Directions.
Where a line below holds the string "React", copy that line.

[start]

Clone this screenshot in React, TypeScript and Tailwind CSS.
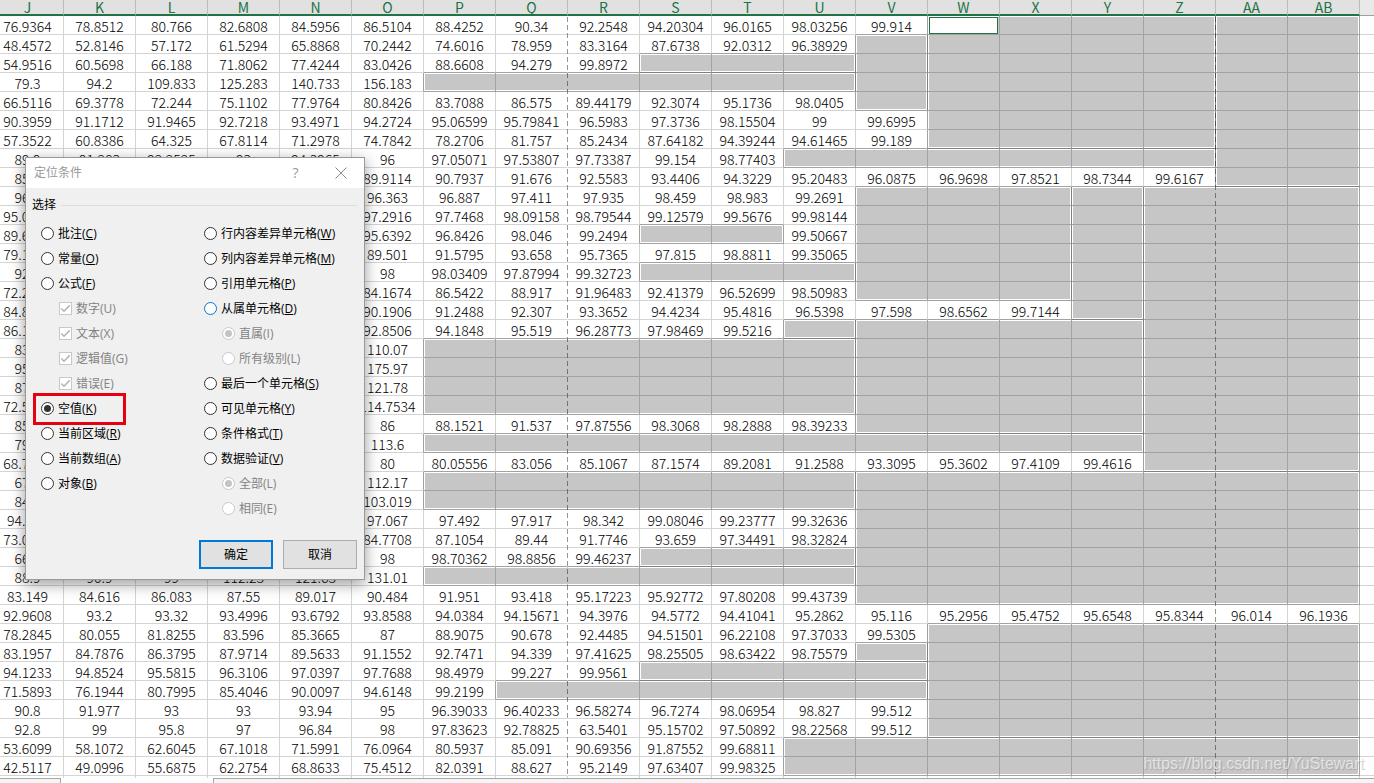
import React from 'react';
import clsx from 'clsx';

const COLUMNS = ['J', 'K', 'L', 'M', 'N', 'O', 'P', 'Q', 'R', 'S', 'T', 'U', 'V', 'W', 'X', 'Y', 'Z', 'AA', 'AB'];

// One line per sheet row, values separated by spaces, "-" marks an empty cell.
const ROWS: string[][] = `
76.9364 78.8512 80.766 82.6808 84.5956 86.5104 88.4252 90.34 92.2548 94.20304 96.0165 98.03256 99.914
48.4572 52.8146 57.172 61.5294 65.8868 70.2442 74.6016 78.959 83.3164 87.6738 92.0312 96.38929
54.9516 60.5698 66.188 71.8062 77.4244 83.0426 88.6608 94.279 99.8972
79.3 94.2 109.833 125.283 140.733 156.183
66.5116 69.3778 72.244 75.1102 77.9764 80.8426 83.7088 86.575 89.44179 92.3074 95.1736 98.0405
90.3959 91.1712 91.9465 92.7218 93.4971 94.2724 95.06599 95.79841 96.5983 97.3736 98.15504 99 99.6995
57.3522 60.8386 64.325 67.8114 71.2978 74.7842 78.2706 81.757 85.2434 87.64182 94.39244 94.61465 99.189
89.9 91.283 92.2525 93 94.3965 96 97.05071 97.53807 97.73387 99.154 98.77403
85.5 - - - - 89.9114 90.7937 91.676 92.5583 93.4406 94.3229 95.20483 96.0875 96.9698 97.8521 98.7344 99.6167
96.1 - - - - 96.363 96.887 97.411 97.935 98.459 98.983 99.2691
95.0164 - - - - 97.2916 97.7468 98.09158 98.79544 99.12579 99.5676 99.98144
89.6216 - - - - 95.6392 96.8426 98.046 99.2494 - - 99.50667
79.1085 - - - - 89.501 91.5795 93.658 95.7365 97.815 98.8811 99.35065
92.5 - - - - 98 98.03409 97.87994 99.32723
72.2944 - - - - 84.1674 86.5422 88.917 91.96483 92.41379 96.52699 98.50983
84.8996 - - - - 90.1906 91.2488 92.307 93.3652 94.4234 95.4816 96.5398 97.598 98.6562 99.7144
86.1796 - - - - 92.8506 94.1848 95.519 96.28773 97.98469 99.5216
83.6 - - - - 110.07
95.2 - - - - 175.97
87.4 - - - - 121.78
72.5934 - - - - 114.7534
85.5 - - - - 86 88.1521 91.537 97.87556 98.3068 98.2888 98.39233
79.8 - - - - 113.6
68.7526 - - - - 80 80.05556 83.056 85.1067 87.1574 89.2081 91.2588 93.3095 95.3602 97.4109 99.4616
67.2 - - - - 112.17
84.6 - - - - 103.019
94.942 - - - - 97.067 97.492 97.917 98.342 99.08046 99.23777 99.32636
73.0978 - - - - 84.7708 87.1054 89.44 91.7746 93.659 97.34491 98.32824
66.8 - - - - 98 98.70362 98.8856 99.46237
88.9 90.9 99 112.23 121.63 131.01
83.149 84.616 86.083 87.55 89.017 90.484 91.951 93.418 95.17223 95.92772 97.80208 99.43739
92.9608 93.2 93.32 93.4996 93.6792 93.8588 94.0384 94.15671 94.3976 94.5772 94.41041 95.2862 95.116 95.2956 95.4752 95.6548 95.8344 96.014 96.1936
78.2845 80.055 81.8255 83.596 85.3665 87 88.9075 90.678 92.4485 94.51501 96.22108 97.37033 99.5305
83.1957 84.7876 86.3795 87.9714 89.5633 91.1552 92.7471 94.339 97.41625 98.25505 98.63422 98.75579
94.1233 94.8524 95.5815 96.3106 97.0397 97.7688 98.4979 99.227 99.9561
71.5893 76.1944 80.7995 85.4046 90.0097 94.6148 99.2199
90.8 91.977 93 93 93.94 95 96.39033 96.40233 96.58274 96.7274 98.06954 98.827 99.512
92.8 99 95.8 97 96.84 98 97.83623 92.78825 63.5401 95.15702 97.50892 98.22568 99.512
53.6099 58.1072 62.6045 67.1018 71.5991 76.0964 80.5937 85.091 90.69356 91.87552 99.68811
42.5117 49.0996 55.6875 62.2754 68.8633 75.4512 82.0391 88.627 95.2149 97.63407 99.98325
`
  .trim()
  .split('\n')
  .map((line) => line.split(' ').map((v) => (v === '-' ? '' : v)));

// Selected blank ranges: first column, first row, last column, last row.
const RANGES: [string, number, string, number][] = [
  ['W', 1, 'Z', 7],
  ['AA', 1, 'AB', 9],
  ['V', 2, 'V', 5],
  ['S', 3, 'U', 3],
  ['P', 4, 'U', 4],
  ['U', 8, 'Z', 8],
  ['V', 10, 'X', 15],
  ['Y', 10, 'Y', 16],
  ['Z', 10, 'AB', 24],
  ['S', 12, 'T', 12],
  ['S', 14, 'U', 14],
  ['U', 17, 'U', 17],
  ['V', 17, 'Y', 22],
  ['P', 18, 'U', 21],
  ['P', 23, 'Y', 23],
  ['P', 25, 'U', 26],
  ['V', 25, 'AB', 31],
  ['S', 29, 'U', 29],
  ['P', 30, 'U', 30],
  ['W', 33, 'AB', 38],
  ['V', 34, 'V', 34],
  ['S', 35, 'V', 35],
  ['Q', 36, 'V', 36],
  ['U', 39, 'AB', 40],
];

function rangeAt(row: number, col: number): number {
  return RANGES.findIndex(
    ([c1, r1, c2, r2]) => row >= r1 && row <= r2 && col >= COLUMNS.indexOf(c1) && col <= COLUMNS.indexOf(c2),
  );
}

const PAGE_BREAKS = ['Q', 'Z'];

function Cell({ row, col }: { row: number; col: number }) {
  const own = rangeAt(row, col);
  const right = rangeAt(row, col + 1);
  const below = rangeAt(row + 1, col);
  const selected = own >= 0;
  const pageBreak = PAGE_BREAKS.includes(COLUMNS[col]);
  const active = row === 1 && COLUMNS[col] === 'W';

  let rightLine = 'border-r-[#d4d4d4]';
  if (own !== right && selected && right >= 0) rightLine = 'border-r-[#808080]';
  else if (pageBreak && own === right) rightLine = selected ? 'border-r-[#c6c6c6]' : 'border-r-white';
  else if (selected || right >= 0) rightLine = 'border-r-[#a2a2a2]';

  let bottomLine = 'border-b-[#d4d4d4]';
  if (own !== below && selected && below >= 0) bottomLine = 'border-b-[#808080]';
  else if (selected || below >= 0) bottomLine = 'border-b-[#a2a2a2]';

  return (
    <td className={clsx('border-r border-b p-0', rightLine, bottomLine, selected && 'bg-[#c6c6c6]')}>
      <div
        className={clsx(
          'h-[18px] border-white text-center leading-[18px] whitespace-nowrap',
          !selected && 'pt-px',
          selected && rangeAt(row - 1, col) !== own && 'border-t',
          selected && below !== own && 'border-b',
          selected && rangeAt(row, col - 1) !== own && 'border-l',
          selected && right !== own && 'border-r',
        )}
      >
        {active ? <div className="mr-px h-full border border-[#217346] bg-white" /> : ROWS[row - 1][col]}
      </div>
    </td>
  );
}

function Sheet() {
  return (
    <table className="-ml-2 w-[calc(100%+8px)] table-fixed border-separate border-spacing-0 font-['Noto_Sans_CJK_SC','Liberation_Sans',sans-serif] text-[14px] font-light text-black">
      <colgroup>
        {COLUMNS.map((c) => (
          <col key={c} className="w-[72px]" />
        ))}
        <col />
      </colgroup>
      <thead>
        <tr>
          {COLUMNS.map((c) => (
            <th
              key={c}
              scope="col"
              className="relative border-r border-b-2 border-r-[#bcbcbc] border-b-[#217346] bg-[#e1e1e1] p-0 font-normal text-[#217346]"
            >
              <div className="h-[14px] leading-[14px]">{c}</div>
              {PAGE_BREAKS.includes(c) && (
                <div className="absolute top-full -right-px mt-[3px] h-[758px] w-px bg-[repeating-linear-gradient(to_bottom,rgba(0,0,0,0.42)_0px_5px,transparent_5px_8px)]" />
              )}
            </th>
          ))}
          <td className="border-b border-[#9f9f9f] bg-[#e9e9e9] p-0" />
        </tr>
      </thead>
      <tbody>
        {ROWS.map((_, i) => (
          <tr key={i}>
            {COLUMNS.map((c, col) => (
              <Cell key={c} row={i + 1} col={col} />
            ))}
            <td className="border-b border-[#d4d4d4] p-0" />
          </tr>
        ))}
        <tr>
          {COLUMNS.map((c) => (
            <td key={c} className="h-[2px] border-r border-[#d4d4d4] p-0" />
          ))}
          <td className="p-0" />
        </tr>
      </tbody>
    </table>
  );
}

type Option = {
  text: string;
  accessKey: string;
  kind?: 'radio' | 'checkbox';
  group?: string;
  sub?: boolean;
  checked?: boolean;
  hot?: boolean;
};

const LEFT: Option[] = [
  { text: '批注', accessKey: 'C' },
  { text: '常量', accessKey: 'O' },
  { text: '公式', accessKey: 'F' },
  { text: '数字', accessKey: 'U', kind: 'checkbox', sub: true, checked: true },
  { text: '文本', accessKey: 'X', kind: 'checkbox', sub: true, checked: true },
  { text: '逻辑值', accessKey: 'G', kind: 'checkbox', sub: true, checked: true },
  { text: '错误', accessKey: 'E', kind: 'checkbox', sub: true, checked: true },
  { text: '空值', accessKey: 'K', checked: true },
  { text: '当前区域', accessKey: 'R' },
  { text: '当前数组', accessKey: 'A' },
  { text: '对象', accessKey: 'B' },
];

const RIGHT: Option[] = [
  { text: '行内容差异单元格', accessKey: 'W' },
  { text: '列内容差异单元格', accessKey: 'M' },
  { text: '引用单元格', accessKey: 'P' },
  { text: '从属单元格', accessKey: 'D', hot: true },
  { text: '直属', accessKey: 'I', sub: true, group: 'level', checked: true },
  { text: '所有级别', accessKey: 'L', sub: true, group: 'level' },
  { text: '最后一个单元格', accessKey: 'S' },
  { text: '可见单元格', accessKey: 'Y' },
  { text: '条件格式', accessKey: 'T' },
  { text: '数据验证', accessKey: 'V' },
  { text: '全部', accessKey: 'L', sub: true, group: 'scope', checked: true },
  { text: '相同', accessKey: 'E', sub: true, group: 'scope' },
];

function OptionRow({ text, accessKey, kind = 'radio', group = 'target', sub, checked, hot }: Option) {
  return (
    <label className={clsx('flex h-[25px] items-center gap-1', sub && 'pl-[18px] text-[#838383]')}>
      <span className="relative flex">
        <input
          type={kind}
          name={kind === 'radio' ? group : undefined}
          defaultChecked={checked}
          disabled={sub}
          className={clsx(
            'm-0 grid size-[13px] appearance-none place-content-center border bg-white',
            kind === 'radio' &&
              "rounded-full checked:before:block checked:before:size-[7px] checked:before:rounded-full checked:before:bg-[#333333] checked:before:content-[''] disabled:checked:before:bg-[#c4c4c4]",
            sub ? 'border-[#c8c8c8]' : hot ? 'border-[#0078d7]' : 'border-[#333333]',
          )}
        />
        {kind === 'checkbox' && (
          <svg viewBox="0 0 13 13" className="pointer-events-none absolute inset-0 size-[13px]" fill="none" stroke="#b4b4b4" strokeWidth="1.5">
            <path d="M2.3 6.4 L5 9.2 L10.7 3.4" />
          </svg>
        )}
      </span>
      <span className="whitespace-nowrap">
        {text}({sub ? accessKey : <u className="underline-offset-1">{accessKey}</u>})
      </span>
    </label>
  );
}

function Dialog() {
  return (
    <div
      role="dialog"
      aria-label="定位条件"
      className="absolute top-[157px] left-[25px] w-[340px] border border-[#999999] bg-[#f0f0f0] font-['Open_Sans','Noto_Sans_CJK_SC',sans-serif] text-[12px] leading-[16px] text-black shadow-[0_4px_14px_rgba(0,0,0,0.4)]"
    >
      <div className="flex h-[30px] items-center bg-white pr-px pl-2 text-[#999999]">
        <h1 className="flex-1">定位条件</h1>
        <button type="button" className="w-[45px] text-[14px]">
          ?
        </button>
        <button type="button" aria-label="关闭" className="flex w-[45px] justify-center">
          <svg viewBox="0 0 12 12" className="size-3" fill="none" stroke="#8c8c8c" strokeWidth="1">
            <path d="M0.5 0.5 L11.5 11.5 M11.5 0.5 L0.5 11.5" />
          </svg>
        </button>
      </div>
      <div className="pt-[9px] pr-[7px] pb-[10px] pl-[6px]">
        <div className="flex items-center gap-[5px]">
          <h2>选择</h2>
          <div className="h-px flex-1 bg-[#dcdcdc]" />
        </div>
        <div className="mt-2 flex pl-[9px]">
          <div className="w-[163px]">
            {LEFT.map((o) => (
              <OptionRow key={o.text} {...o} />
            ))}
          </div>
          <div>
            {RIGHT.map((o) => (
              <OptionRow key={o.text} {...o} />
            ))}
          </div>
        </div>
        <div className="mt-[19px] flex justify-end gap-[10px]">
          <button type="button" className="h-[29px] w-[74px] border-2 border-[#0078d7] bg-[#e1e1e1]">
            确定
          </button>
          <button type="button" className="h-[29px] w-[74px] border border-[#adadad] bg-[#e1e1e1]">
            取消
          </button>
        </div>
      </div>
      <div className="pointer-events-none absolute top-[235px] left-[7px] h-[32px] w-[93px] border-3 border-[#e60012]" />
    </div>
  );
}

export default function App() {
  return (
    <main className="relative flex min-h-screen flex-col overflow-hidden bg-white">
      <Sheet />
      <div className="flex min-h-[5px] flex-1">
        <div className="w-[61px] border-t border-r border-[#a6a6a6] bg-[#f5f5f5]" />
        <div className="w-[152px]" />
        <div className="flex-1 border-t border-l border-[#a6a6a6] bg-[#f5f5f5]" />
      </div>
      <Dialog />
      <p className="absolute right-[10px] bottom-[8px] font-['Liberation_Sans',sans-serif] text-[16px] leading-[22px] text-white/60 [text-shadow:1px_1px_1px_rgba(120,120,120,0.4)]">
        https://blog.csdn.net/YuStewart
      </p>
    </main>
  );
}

[end]

Complete output.
Clone this screenshot in React, TypeScript and Tailwind CSS.
import React from 'react';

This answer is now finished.